REVIEW: The Reef: Stalked Brings The Suspense and Thrills

REVIEW: The Reef: Stalked Brings The Suspense and Thrills!

CelebnMovies247.com has a full review of The Reef: Stalked but we will not be giving anything away…no spoilers…

The 2010 fan fav highly effective shark attack horror movie, The Reef by writer/director Andrew Traucki thrilled audiences using footage of actual sharks to increase the films horror aspect.

Now, 12 years later comes its follow-up, The Reef: Stalked, by director Andrew Traucki which follows three sisters and friends who scuba dive together. This time around the film focuses on human drama which helps to develop a strong character background for each of the women in the film. In the The Reef: Stalked, Traucki is able to take real shark footage to strengthen the fear factor in this movie. It plays on that unknown factor or what is out there when you are alone in the water.

This shark horror film starts off at the end of a beautiful day of diving which ends in a horrific tragedy. The movie is focused on Nic (Teressa Lane) parts with friends Lisa (Kate Lister), Jodie (Ann Truong), and sister Cath (Bridget Burt). Nic notices that Cath and her boyfriend Greg (Tim Ross) are not getting along, but her friends assure her Cath is a strong woman. That night, Nic receives a call for help from Cath. When she goes to her sisters home, she finds Greg has gone too far, she finds her sister drowned in a bathtub. The events that happened with her sister Cath has now triggering a new phobia of being submerged underwater. Unable to deal with the drama, Nic leaves behind her family and life, only to return after a lengthy absence for a memorial trip with Lisa, Jodie, and Nic’s other sister Annie (Saskia Archer).

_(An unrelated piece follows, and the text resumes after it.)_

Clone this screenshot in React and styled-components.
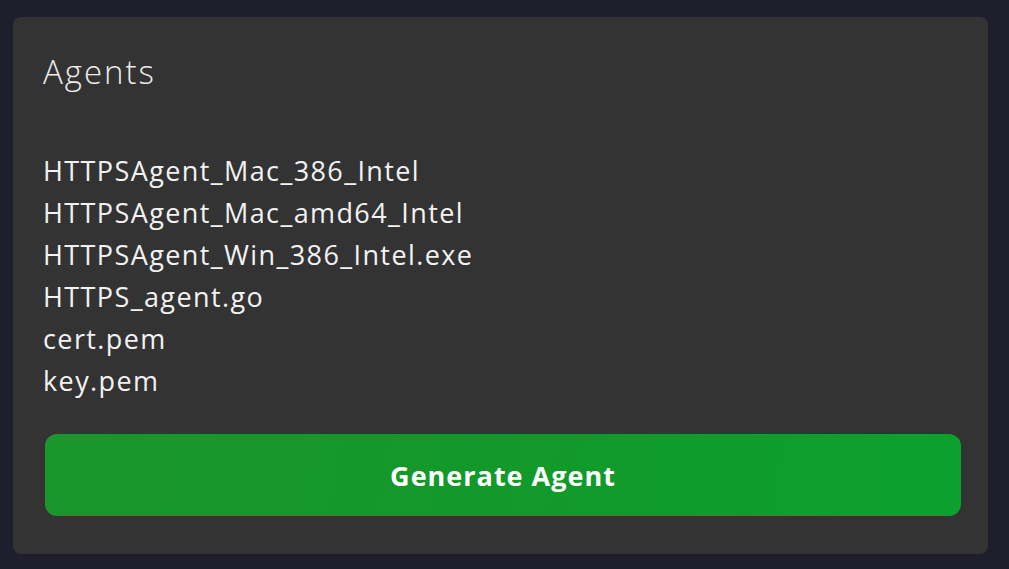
import styled, { createGlobalStyle } from 'styled-components';

const GlobalStyle = createGlobalStyle`
  html, body {
    margin: 0;
    padding: 0;
    background: #1e1e2d;
  }
  body {
    font-family: "Open Sans", "Liberation Sans", sans-serif;
  }
`;

const Page = styled.div`
  width: 1009px;
  height: 569px;
  box-sizing: border-box;
  padding: 17px 21px 15px 13px;
  background: #1e1e2d;
`;

const Card = styled.section`
  height: 100%;
  box-sizing: border-box;
  background: #333333;
  border-radius: 8px;
  padding: 32px 27px 38px 30px;
  display: flex;
  flex-direction: column;
`;

const Title = styled.h2`
  margin: 0;
  font-size: 33px;
  font-weight: 300;
  color: #ececec;
  line-height: 46px;
  letter-spacing: 2px;
`;

const FileList = styled.ul`
  list-style: none;
  margin: 55px 0 0;
  padding: 0;
`;

const FileItem = styled.li`
  font-size: 27px;
  font-weight: 400;
  color: #f2f2f2;
  line-height: 42px;
  letter-spacing: 1.4px;
`;

const GenerateButton = styled.button`
  margin-top: auto;
  margin-left: 2px;
  height: 82px;
  border: none;
  border-radius: 12px;
  background: linear-gradient(100deg, #1b962a 0%, #12992a 50%, #0ba12c 100%);
  color: #ffffff;
  font-family: inherit;
  font-size: 27px;
  font-weight: 700;
  letter-spacing: 1px;
  cursor: pointer;
`;

const files = [
  'HTTPSAgent_Mac_386_Intel',
  'HTTPSAgent_Mac_amd64_Intel',
  'HTTPSAgent_Win_386_Intel.exe',
  'HTTPS_agent.go',
  'cert.pem',
  'key.pem',
];

export default function App() {
  return (
    <>
      <GlobalStyle />
      <Page>
        <Card>
          <Title>Agents</Title>
          <FileList>
            {files.map((f) => (
              <FileItem key={f}>{f}</FileItem>
            ))}
          </FileList>
          <GenerateButton>Generate Agent</GenerateButton>
        </Card>
      </Page>
    </>
  );
}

The friends head out to open water as they make their way to an island. Nic struggles with her phobia on a kayaking and diving trip, while trying to mend broken bridges with her sister Annie. Meanwhile the man in the gray suit, aka a Great White Shark is hunting them. The shark helps to motivate the plot line of the film, but its more about personal connections. There are plenty of scenes of tension throughout the film. I don’t want to give anything away, but there are some great scenes that make you not want to go in the ocean especially after seeing the ocean predator lurking below instills that edge of your seat fear. After the women joke about the shark being called the Man in the Gray suit, they come face to face with him as they make their way to the island.

There are a few moments in the film where we actually have shark attack moments, but the shark takes a back seat to the main storyline of personal drama. However, Traucki achieves his goal when it comes to Nic overcoming her PTSD and mending fences with her sister and friends after the shark brings them closer together. The film tends to struggle a bit since the women in the film lack to bring the true fear of a shark lurking under the water. When the scenes call for extreme moments, the women are more on a level of talking it out. Overall Traucki writing skills helps to keep this movie above water, but it’s no 47 Meters Down: Uncaged, unless you are talking about the Sistine Stallone lackluster death scene in the movie.

We give The Reef: Stalked a C for effort.

The Reef: Stalked breaks into theaters, VOD and Shudder on July 29.